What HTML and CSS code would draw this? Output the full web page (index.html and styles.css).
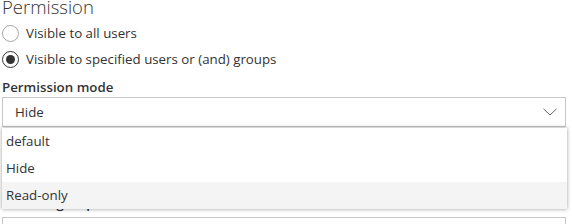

#####

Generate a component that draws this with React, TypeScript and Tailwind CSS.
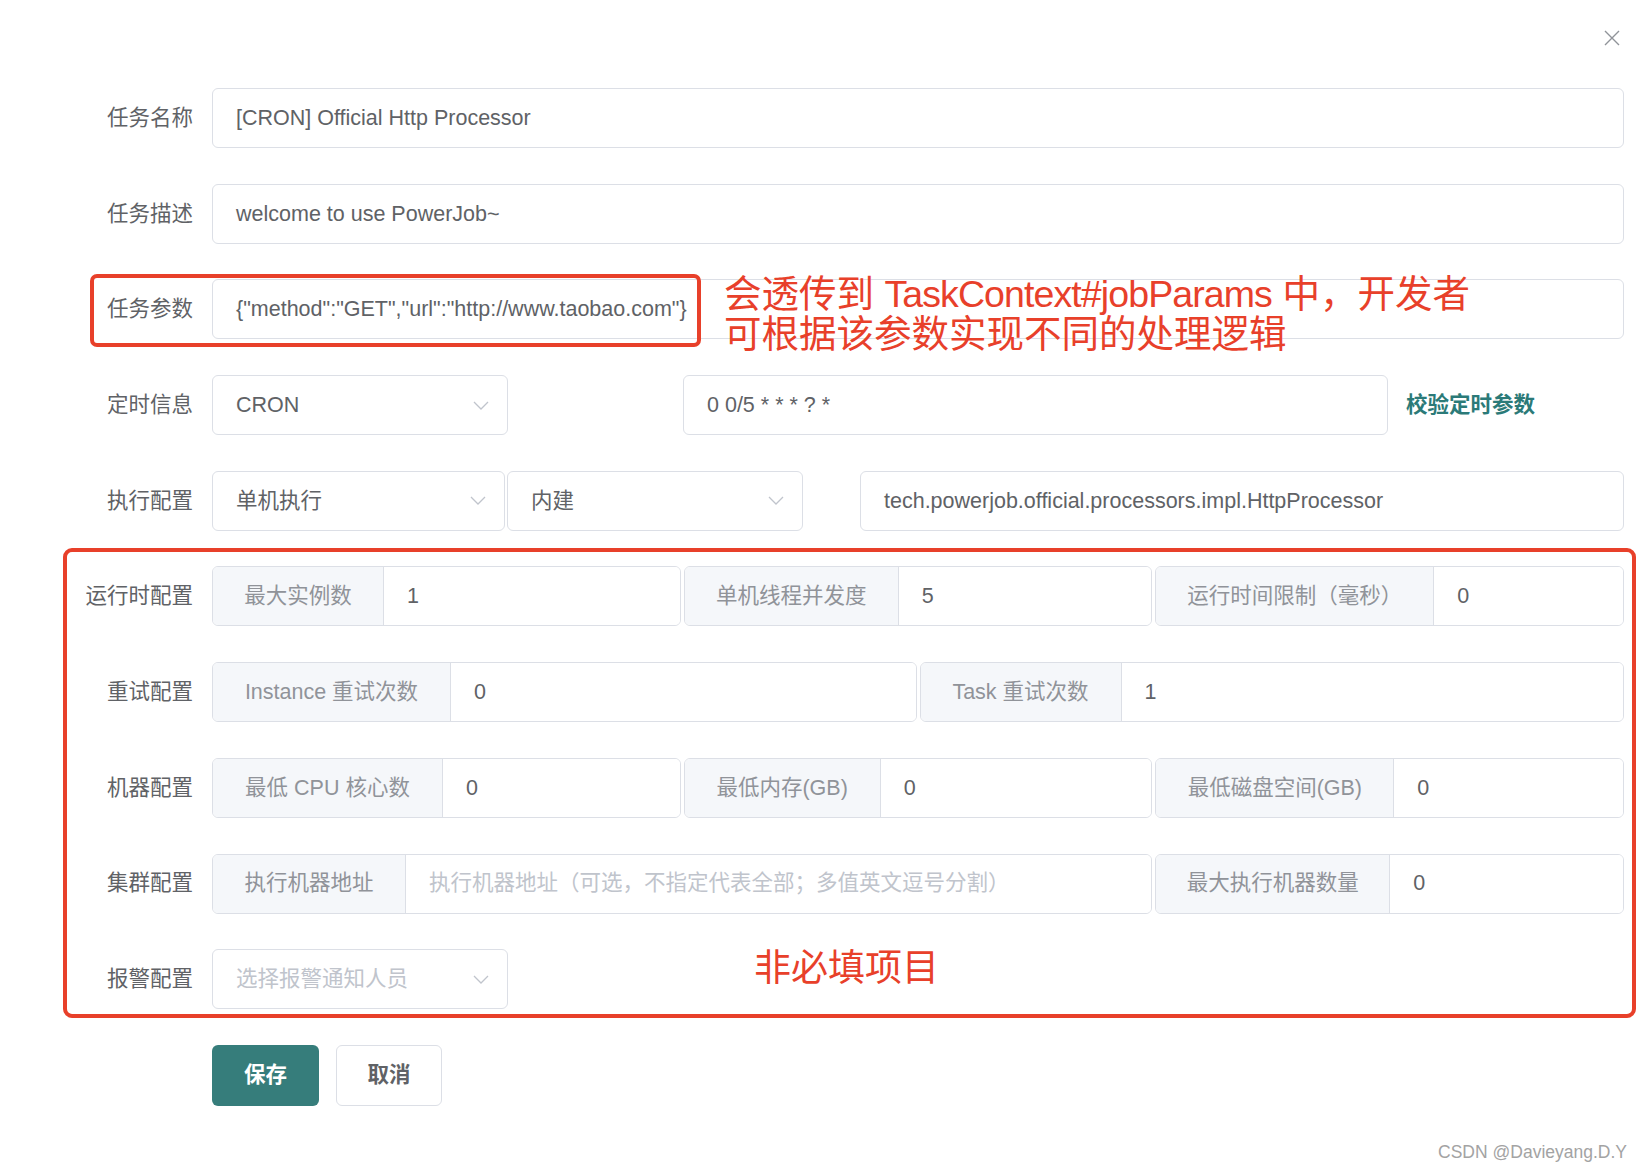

#####

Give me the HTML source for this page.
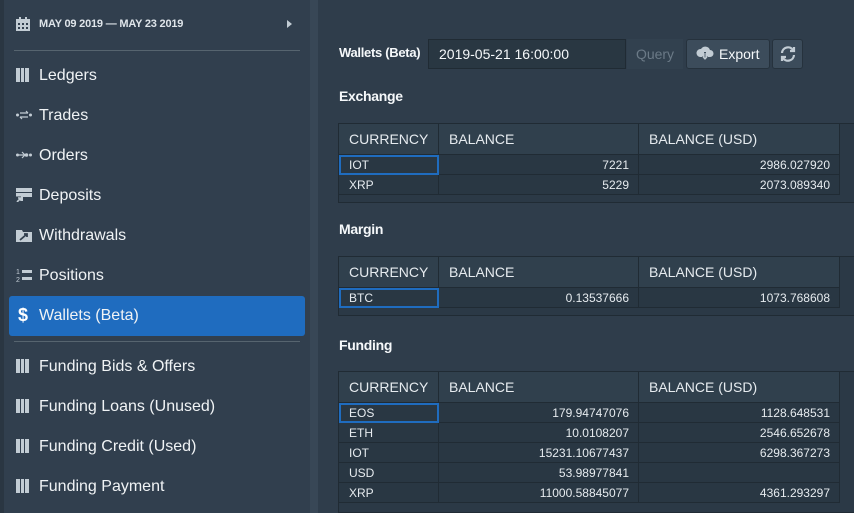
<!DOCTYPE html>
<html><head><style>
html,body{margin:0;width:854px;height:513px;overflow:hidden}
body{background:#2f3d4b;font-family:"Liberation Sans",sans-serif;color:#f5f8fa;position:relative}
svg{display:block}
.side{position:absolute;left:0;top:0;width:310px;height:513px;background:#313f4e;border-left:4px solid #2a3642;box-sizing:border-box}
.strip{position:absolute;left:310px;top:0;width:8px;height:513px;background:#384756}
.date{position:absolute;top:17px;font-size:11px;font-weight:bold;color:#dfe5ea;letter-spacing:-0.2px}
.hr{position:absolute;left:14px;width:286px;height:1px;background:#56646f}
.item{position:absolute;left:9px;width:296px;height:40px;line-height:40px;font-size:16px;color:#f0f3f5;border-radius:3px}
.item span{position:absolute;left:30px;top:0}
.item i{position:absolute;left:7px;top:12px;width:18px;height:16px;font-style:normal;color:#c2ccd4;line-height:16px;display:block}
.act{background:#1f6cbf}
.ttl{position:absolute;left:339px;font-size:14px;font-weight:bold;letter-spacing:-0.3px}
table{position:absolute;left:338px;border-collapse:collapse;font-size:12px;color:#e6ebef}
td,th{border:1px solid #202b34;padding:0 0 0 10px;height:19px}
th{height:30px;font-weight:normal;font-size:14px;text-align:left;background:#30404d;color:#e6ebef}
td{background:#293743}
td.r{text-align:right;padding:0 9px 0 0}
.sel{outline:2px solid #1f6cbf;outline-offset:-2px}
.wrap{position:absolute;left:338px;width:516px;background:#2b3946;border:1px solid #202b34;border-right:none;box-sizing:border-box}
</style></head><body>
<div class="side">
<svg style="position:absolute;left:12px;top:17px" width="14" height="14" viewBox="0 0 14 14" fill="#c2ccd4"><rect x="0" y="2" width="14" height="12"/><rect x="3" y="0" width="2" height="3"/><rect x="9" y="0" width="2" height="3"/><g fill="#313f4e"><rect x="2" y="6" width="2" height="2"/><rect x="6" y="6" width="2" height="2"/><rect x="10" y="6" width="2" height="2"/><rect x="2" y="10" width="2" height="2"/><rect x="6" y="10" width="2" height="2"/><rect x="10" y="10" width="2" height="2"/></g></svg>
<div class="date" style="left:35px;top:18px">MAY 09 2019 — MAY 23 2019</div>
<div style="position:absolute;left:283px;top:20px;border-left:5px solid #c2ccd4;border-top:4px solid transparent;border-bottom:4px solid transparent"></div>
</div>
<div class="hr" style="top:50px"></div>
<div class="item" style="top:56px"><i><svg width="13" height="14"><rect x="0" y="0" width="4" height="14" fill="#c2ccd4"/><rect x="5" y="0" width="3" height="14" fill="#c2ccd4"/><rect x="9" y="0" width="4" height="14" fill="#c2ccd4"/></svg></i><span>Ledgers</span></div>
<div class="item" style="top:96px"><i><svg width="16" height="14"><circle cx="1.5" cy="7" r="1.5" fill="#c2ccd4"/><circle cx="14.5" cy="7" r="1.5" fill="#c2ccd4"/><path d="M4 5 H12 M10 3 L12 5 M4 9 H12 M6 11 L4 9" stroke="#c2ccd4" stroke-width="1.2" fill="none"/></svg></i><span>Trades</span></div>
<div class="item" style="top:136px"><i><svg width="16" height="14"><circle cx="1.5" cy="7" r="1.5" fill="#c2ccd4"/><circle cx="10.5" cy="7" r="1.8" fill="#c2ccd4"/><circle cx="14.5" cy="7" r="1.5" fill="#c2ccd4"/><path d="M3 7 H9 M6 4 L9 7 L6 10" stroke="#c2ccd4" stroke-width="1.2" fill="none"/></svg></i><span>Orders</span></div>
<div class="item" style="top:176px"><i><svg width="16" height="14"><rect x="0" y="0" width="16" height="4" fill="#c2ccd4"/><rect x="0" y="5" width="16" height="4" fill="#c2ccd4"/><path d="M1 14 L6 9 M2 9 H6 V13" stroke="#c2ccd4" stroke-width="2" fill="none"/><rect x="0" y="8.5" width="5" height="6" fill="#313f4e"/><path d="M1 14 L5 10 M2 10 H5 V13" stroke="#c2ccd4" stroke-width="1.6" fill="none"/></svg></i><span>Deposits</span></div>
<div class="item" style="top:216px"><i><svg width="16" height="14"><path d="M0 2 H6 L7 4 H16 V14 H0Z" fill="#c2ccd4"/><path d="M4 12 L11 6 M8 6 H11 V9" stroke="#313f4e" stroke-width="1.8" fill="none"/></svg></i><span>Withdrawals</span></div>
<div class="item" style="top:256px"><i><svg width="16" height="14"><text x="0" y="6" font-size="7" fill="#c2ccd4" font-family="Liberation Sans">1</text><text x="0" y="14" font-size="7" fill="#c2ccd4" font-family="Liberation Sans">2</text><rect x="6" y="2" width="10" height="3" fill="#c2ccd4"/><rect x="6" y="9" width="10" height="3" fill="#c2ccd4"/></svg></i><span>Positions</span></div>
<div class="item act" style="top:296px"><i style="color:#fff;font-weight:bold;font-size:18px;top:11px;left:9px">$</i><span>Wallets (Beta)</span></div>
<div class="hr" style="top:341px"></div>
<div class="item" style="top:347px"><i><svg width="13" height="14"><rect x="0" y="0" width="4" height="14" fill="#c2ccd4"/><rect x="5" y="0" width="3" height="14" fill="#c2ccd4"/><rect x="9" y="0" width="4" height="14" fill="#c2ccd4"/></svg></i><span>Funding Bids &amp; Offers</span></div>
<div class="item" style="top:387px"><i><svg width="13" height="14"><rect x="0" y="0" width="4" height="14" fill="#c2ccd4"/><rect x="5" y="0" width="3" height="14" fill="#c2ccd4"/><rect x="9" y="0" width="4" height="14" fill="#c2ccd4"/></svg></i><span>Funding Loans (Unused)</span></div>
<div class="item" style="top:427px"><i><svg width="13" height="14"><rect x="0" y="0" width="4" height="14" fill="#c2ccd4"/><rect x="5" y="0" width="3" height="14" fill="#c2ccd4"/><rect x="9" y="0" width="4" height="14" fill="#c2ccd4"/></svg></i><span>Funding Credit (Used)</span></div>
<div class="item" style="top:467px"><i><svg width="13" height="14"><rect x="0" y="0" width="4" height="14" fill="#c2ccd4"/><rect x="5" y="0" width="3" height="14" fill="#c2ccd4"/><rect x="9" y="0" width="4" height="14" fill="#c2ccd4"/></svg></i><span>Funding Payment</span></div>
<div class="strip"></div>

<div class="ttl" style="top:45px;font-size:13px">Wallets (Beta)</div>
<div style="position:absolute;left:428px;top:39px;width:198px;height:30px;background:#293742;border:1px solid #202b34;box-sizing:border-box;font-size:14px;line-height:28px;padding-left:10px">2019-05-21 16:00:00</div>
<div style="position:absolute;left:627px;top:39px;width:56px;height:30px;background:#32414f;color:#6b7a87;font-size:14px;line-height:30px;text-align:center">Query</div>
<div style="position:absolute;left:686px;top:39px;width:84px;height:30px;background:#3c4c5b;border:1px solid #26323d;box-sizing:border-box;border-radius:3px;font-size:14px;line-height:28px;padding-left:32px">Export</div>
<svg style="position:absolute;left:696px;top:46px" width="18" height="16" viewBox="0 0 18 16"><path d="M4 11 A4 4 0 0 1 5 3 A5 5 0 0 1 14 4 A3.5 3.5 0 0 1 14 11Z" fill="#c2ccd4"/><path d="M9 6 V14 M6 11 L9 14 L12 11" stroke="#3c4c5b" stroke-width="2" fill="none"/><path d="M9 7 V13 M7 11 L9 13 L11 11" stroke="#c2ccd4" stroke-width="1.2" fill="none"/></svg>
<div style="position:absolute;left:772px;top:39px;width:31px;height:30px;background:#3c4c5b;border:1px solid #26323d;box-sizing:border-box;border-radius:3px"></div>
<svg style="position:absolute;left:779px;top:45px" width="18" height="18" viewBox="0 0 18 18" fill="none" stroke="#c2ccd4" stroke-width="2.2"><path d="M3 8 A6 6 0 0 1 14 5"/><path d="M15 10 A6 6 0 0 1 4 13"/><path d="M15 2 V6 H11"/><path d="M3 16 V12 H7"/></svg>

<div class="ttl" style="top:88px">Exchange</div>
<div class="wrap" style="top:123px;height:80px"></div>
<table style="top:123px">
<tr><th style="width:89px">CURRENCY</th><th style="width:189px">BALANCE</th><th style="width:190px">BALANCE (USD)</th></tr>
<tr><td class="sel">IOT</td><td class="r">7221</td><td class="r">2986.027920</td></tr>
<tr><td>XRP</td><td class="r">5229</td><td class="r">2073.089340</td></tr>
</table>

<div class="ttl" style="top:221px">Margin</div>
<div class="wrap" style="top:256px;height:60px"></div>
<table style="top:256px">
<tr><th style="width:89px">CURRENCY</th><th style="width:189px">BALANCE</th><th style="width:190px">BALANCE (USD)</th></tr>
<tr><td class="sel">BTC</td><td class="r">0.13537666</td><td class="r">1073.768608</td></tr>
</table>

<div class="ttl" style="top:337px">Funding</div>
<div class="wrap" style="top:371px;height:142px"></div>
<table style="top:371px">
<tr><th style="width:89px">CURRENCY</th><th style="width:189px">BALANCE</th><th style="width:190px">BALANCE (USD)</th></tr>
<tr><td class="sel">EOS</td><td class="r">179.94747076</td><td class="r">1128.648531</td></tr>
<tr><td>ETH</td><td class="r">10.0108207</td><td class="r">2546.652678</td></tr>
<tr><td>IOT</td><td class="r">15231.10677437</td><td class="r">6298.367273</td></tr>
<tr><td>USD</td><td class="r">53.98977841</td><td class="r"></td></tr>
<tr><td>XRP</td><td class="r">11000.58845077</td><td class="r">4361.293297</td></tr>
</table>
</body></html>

#####

__GOAL OF THE EXERCISE__: Pick out the lines containing the string "page" and show them.

__OUTPUT FOR THIS EXERCISE__:
What HTML and CSS code would draw this? Output the full web page (index.html and styles.css).
Give me the HTML source for this page.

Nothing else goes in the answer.